Beihang has partnered with the University of Michigan, Columbia University, Carnegie Mellon University, Saint Mary's School of Law, and Rose-Hulman Institute of Technology, according to the list. Course catalogs, social media, and other platforms from all five schools show varying levels of involvement between the American universities and the Chinese military university.

Beihang's American partners have also scrubbed past mentions of the Chinese school from their websites. St. Mary's Law School deleted multiple pages regarding its overseas relationship; one site remains in place detailing a summer exchange program with Beihang set to restart in 2022. The University of Michigan offers course credit exchanges primarily in math and engineering classes with Beihang, according to the school's web page. Two pages on Carnegie Mellon's website show cooperation between the two schools. The only evidence that remains of possible ties Columbia and Rose-Hulman have with the Chinese school are an export compliance sheet and a social media post, respectively.

A spokeswoman from St. Mary's Law School confirmed the school still cooperates with Beihang—except on programming because of national security concerns. None of the other four universities returned requests for comment.

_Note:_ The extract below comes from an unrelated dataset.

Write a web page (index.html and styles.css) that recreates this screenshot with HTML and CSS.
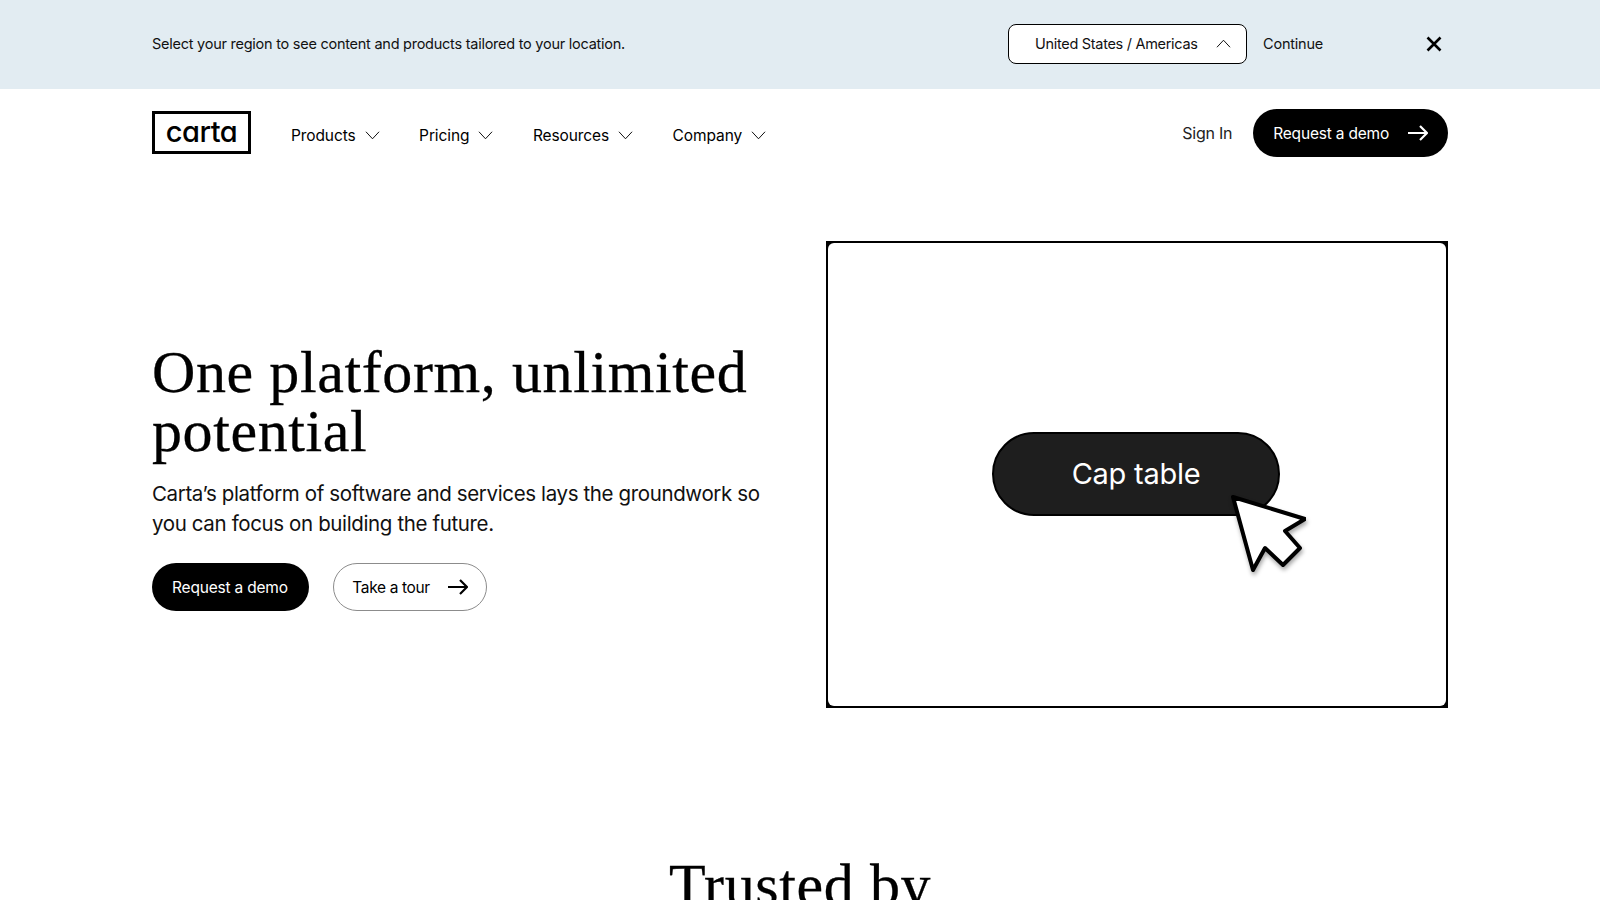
FILE: index.html
```html
<!DOCTYPE html>
<html>
<head>
  <title>Carta</title>
  <meta charset="utf-8">
  <link rel="stylesheet" href="styles.css">
</head>
<body>
  <div class="region-bar">
    <p class="region-text">Select your region to see content and products tailored to your location.</p>
    <div class="region-select">
      <span>United States / Americas</span>
      <svg class="chev" viewBox="0 0 16 9"><path d="M1 8.5 L8 1 L15 8.5"/></svg>
    </div>
    <a class="region-continue">Continue</a>
    <svg class="region-close" viewBox="0 0 16 16"><path d="M1.5 1.5 L14.5 14.5 M14.5 1.5 L1.5 14.5"/></svg>
  </div>

  <header class="site-header">
    <div class="logo">carta</div>
    <nav class="main-nav">
      <a>Products <svg class="chev" viewBox="0 0 16 9"><path d="M1 .5 L8 8 L15 .5"/></svg></a>
      <a>Pricing <svg class="chev" viewBox="0 0 16 9"><path d="M1 .5 L8 8 L15 .5"/></svg></a>
      <a>Resources <svg class="chev" viewBox="0 0 16 9"><path d="M1 .5 L8 8 L15 .5"/></svg></a>
      <a>Company <svg class="chev" viewBox="0 0 16 9"><path d="M1 .5 L8 8 L15 .5"/></svg></a>
    </nav>
    <a class="sign-in">Sign In</a>
    <a class="btn btn-dark btn-header">Request a demo
      <svg class="arrow" viewBox="0 0 20 16"><path d="M0 8 H19 M12 1 L19 8 L12 15"/></svg>
    </a>
  </header>

  <section class="hero">
    <div class="hero-copy">
      <h1>One platform, unlimited potential</h1>
      <p class="hero-sub">Carta’s platform of software and services lays the groundwork so you can focus on building the future.</p>
      <div class="hero-actions">
        <a class="btn btn-dark">Request a demo</a>
        <a class="btn btn-outline">Take a tour
          <svg class="arrow" viewBox="0 0 20 16"><path d="M0 8 H19 M12 1 L19 8 L12 15"/></svg>
        </a>
      </div>
    </div>
    <div class="hero-frame">
      <div class="hero-inner">
        <div class="cap-pill">Cap table</div>
        <svg class="cursor" viewBox="0 0 76 78"><path d="M3 3 L75 25 L55 37 L70 54 L53 71 L35 54 L23 76 Z"/></svg>
      </div>
    </div>
  </section>

  <section class="trusted">
    <h2>Trusted by</h2>
  </section>
</body>
</html>
```

FILE: styles.css
```css
* {margin: 0; padding: 0; box-sizing: border-box;}
html, body {height: 900px; overflow: hidden;}
body {font-family: "Inter", "Liberation Sans", sans-serif; color: #000; background: #fff;}
svg {display: block;}

.chev {width: 15px; height: 9px; fill: none; stroke: #000; stroke-width: 1;}
.arrow {width: 20px; height: 16px; fill: none; stroke: currentColor; stroke-width: 2.2;}

.region-bar {height: 89px; background: #e2ecf2; padding: 0 152px 2px; display: flex; align-items: center; font-size: 14.5px; letter-spacing: -0.25px; color: #111;}
.region-text {flex: 1;}
.region-select {width: 239px; height: 40px; background: #fff; border: 1px solid #000; border-radius: 8px; display: flex; align-items: center; justify-content: space-between; padding: 0 15px 0 26px; letter-spacing: -0.3px;}
.region-continue {margin-left: 16px; width: 163px; letter-spacing: -0.2px;}
.region-close {width: 16px; height: 16px; fill: none; stroke: #000; stroke-width: 2.6; margin-right: 6px;}

.site-header {display: flex; align-items: center; padding: 20px 152px 0;}
.logo {width: 99px; height: 43px; margin-bottom: 2px; border: 3px solid #000; font-size: 29px; font-weight: 500; line-height: 35px; text-align: center; letter-spacing: -0.5px; font-feature-settings: "cv11";}
.main-nav {flex: 1; display: flex; gap: 39.5px; margin: 4px 0 0 40px; font-size: 15.5px; letter-spacing: -0.1px;}
.main-nav a {display: flex; align-items: center; gap: 9px;}
.sign-in {font-size: 16px; margin-right: 21px; letter-spacing: -0.25px; color: #222;}

.btn {display: flex; align-items: center; height: 48px; border-radius: 24px; font-size: 15.5px; letter-spacing: -0.2px; white-space: nowrap;}
.btn-dark {background: #000; color: #fff; padding: 0 21px 0 20px;}
.btn-header {gap: 19px; padding-right: 20px;}
.btn-outline {border: 1px solid #8c8c8c; padding: 0 18.5px; gap: 18px; letter-spacing: -0.35px;}

.hero {display: flex; justify-content: space-between; align-items: center; padding: 84px 152px 0;}
.hero-copy {width: 640px; padding-top: 5px;}
h1 {font-family: "Liberation Serif", serif; font-weight: 400; font-size: 60px; line-height: 59px; letter-spacing: 0.6px; -webkit-text-stroke: 0.3px #000;}
.hero-sub {font-size: 20.5px; line-height: 30px; margin-top: 18px; letter-spacing: -0.37px; color: #111;}
.hero-actions {display: flex; gap: 24px; margin-top: 24px;}

.hero-frame {width: 622px; height: 467px; background: #000; padding: 2px;}
.hero-inner {position: relative; height: 100%; background: #fff; border-radius: 6px; display: flex; align-items: center; justify-content: center;}
.cap-pill {width: 288px; height: 84px; margin: 0 2px 1px 0; padding-bottom: 2px; background: #1e1e1e; border: 2px solid #000; border-radius: 42px; color: #fff; font-size: 29px; letter-spacing: -0.25px; display: flex; align-items: center; justify-content: center;}
.cursor {position: absolute; left: 402px; top: 251px; width: 76px; height: 78px; fill: #fff; stroke: #000; stroke-width: 4; stroke-linejoin: round; filter: drop-shadow(1px 3px 2px rgba(0, 0, 0, .35));}

.trusted {text-align: center; padding-top: 147px;}
h2 {font-family: "Liberation Serif", serif; font-weight: 400; font-size: 60px; line-height: 60px; letter-spacing: 0.6px; -webkit-text-stroke: 0.3px #000;}
```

Ian Easton, senior director at the Project 2049 Institute, told the Free Beacon that exchange commitments with schools tied to the Chinese military ignore the nature of the communist regime.

"The U.S. State Department has repeatedly said the Chinese Communist Party is a genocidal regime and a strategic rival," Easton said. "For any American university, collaboration with CCP-controlled research facilities should be considered a PR disaster waiting to happen. Past assumptions regarding the benefits of scientific exchanges with Chinese universities and labs have been falsified by tragic events that few anticipated, but with which all must now contend."

Beihang University did not return a request for comment.

Education watchdogs were also alarmed by the opacity of Beihang's work with American universities. National Association of Scholars senior fellow Rachelle Peterson said the educators must not allow Chinese financial support to interfere with national security.

"These are institutions whose judgment is clouded when it comes to matters involving China," Peterson told the Free Beacon. "China's military-civil fusion makes these partnerships highly alarming."